Here, because Nikkoleen testified, the only question is whether the trial court abused its discretion when it found that the time, content, and circumstances of Nikkoleen's statements to her mother provide sufficient indicia of reliability. The answer is found in the factors outlined in State v. Ryan, 103 Wash. 2d 165, 175-76, 691 P.2d 197 (1984). Applying those factors we find that, on balance, there were sufficient indicia of reliability.
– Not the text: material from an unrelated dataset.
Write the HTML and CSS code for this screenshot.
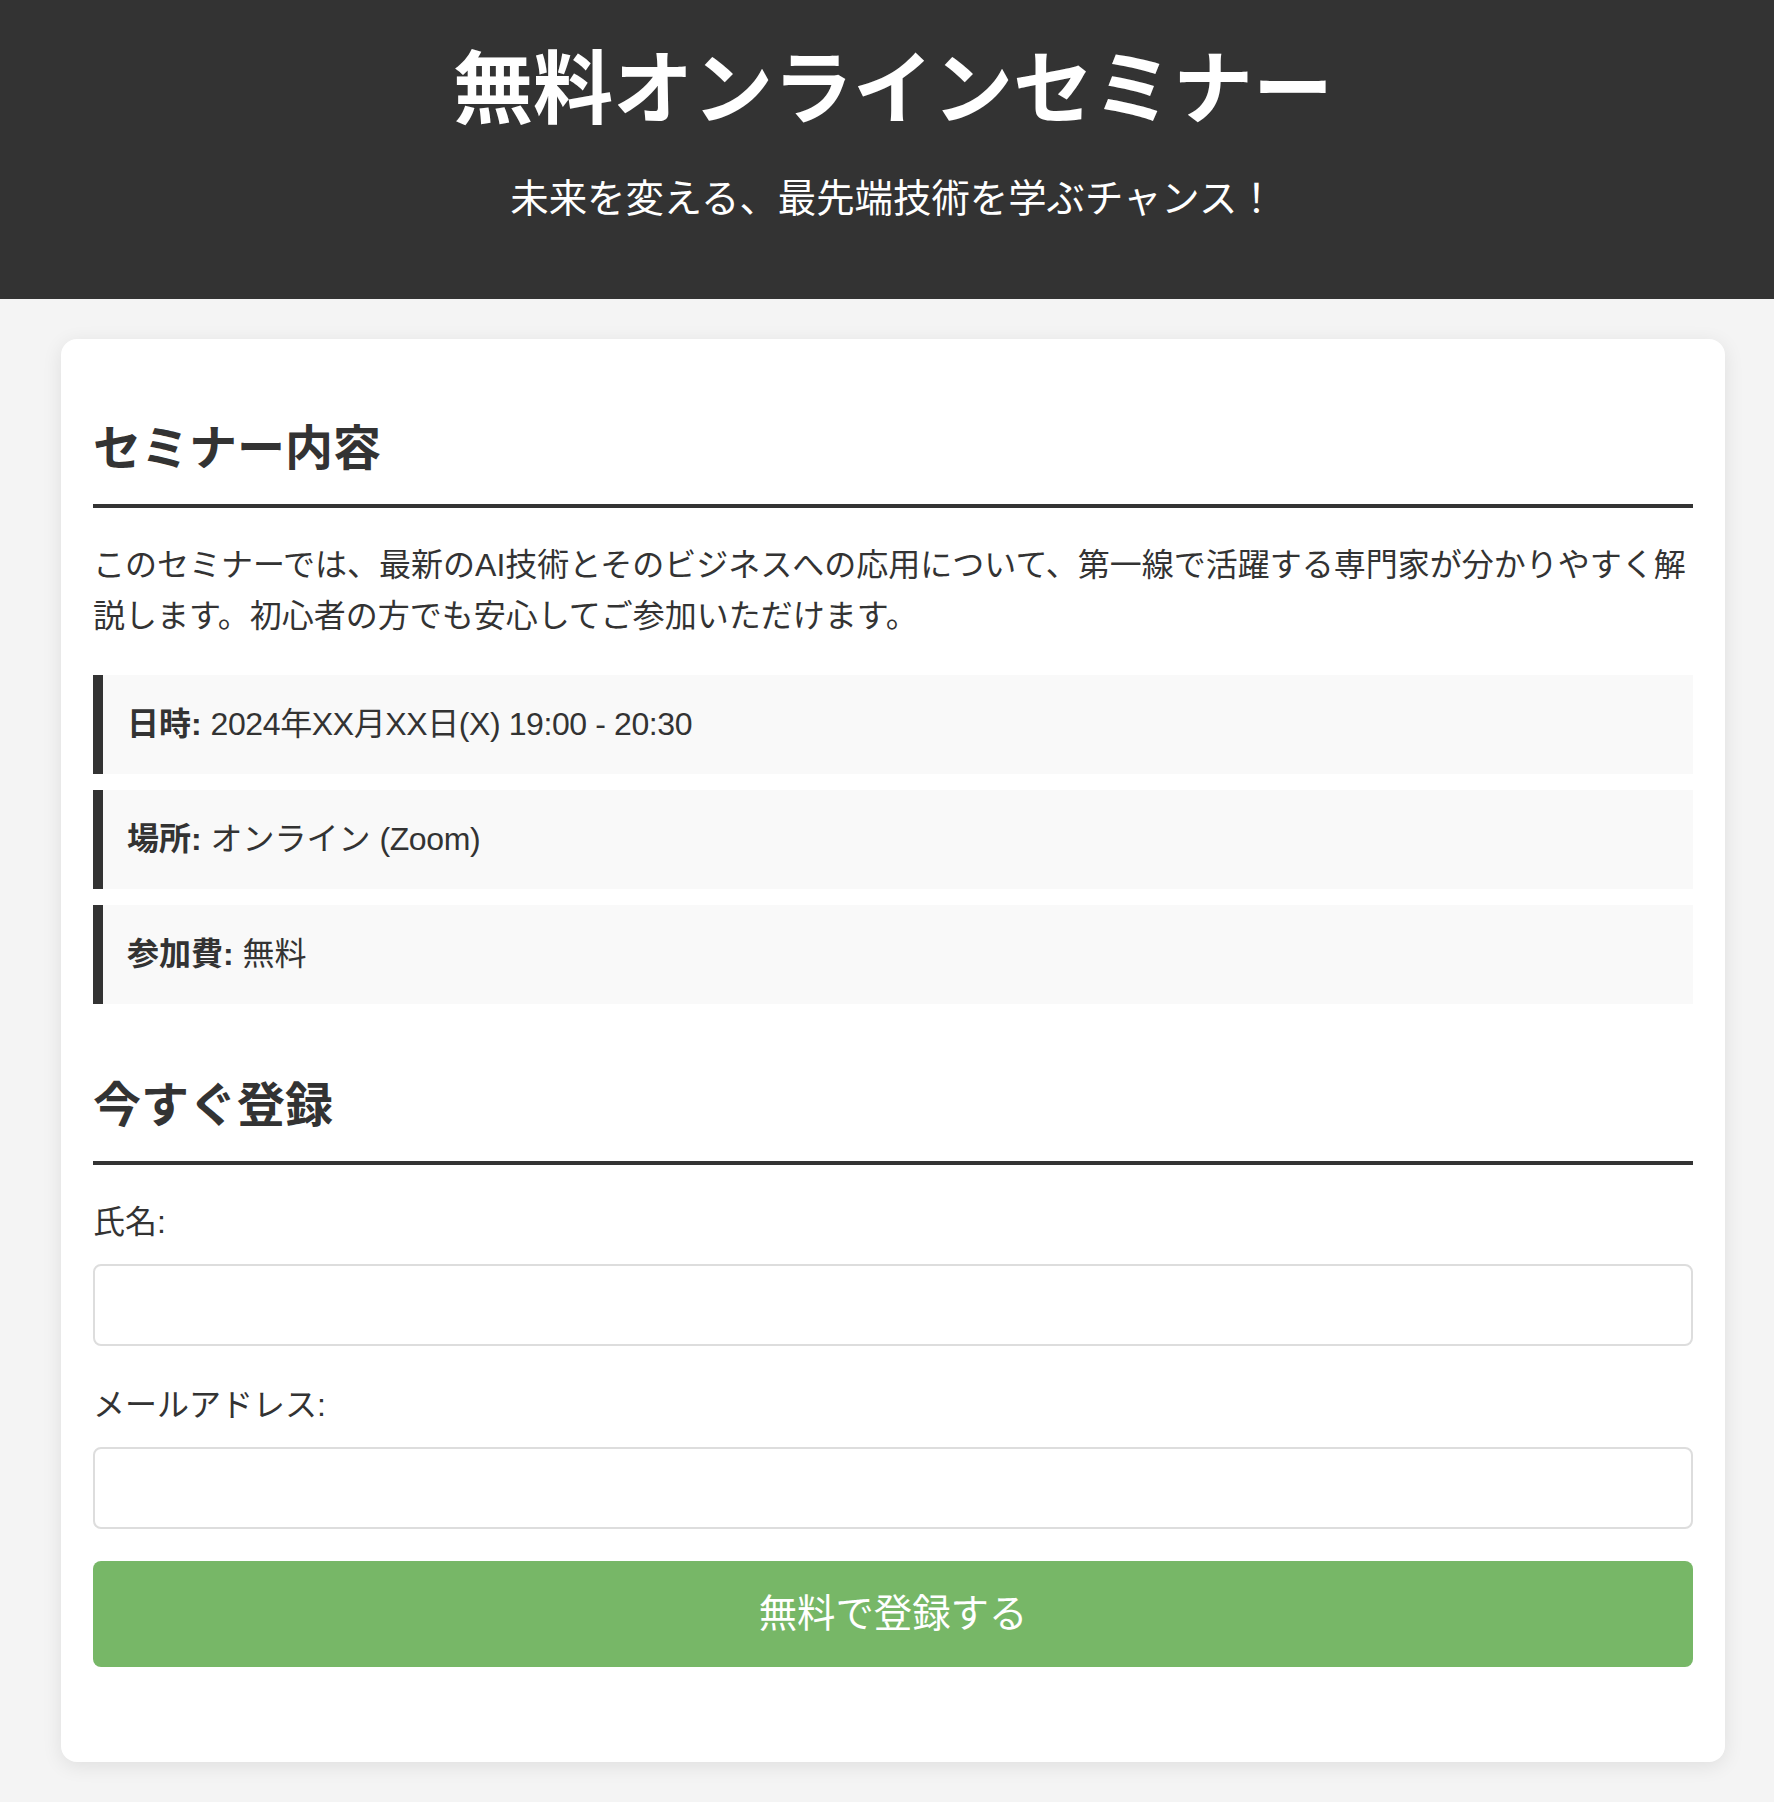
FILE: index.html
```html
<!DOCTYPE html>
<html lang="ja">
<head>
<meta charset="utf-8">
<title>無料オンラインセミナー</title>
<link rel="stylesheet" href="styles.css">
</head>
<body>
<header class="hero">
  <h1 class="hero-title">無料オンラインセミナー</h1>
  <p class="hero-sub">未来を変える、最先端技術を学ぶチャンス！</p>
</header>
<main class="card">
  <section class="section">
    <h2 class="section-title">セミナー内容</h2>
    <p class="lead">このセミナーでは、最新のAI技術とそのビジネスへの応用について、第一線で活躍する専門家が分かりやすく解説します。初心者の方でも安心してご参加いただけます。</p>
    <div class="info"><strong>日時:</strong> <span class="latin">2024年XX月XX日(X) 19:00 - 20:30</span></div>
    <div class="info"><strong>場所:</strong> オンライン <span class="latin">(Zoom)</span></div>
    <div class="info"><strong>参加費:</strong> 無料</div>
  </section>
  <section class="section section-last">
    <h2 class="section-title">今すぐ登録</h2>
    <form class="form">
      <label class="label" for="name">氏名:</label>
      <input class="input input-first" type="text" id="name">
      <label class="label" for="email">メールアドレス:</label>
      <input class="input" type="email" id="email">
      <button class="submit" type="button">無料で登録する</button>
    </form>
  </section>
</main>
</body>
</html>
```
FILE: styles.css
```css
html, body {
  margin: 0;
  padding: 0;
}
body {
  background: #f4f4f4;
  color: #333;
  font-family: "Liberation Sans", "Noto Sans CJK JP", sans-serif;
  font-size: 32px;
  line-height: 51.2px;
}
.hero {
  background: #333;
  color: #fff;
  text-align: center;
  padding: 42px 0 70px 12px;
}
.hero-title {
  margin: 0;
  font-size: 80px;
  line-height: 96px;
  font-weight: 700;
}
.hero-sub {
  margin: 30px 0 0;
  font-size: 38.4px;
  line-height: 61.44px;
}
.card {
  display: block;
  background: #fff;
  margin: 40px 49px 40px 61px;
  padding: 32px;
  border-radius: 16px;
  box-shadow: 0 4px 20px rgba(0, 0, 0, 0.09);
}
.section {
  margin-bottom: 64px;
}
.section-last {
  margin-bottom: 63px;
}
.section-title {
  margin: 40px 0 32px;
  font-size: 48px;
  line-height: 76.8px;
  font-weight: 700;
  padding-bottom: 16px;
  border-bottom: 4px solid #333;
}
.lead {
  margin: 0 0 32px;
}
.info {
  background: #f9f9f9;
  border-left: 10px solid #333;
  padding: 24px;
  margin-bottom: 16px;
}
.info strong {
  font-weight: 700;
}
.latin {
  letter-spacing: -0.4px;
}
.form {
  margin: 0;
}
.label {
  display: block;
  margin-bottom: 16px;
}
.input {
  display: block;
  box-sizing: border-box;
  width: 100%;
  height: 82px;
  margin: 0 0 32px;
  padding: 0 20px;
  border: 2px solid #ddd;
  border-radius: 8px;
  background: #fff;
  font: inherit;
}
.input-first {
  margin-bottom: 34px;
}
.submit {
  display: block;
  width: 100%;
  height: 106px;
  border: 0;
  border-radius: 8px;
  background: #77b767;
  color: #fff;
  font-family: inherit;
  font-size: 38.4px;
  line-height: 62px;
  padding: 22px;
  cursor: pointer;
}
```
Although Nikkoleen's statements were made only to her mother, and contained express assertions about past facts, the remaining factors militate toward admissibility. There was no apparent motive for Nikkoleen to lie; rather, she had enjoyed a friendly relationship with the defendant before the incident. Her general character was that of an 8-year-old child who was competent to testify and who understood the concept of truth. Nikkoleen's revelations to her mother were not made in response to questioning by her mother. Her mother had no prior suspicion that any abuse had occurred, thus her mother was not predisposed to confirm what she already suspected. See State v. Ryan, 103 Wn.2d at 176. The child's availability to testify and be *232 cross-examined obviates concerns as to her lack of knowledge or faulty recollection. Finally, there is no reason to suppose that Nikkoleen misrepresented the defendant's involvement. The trial court properly admitted Nikkoleen's statements pursuant to RCW 9A.44.120.

Reversed and remanded for a new trial.

WORSWICK, C.J., and ALEXANDER, J., concur.

Reconsideration denied January 9, 1987.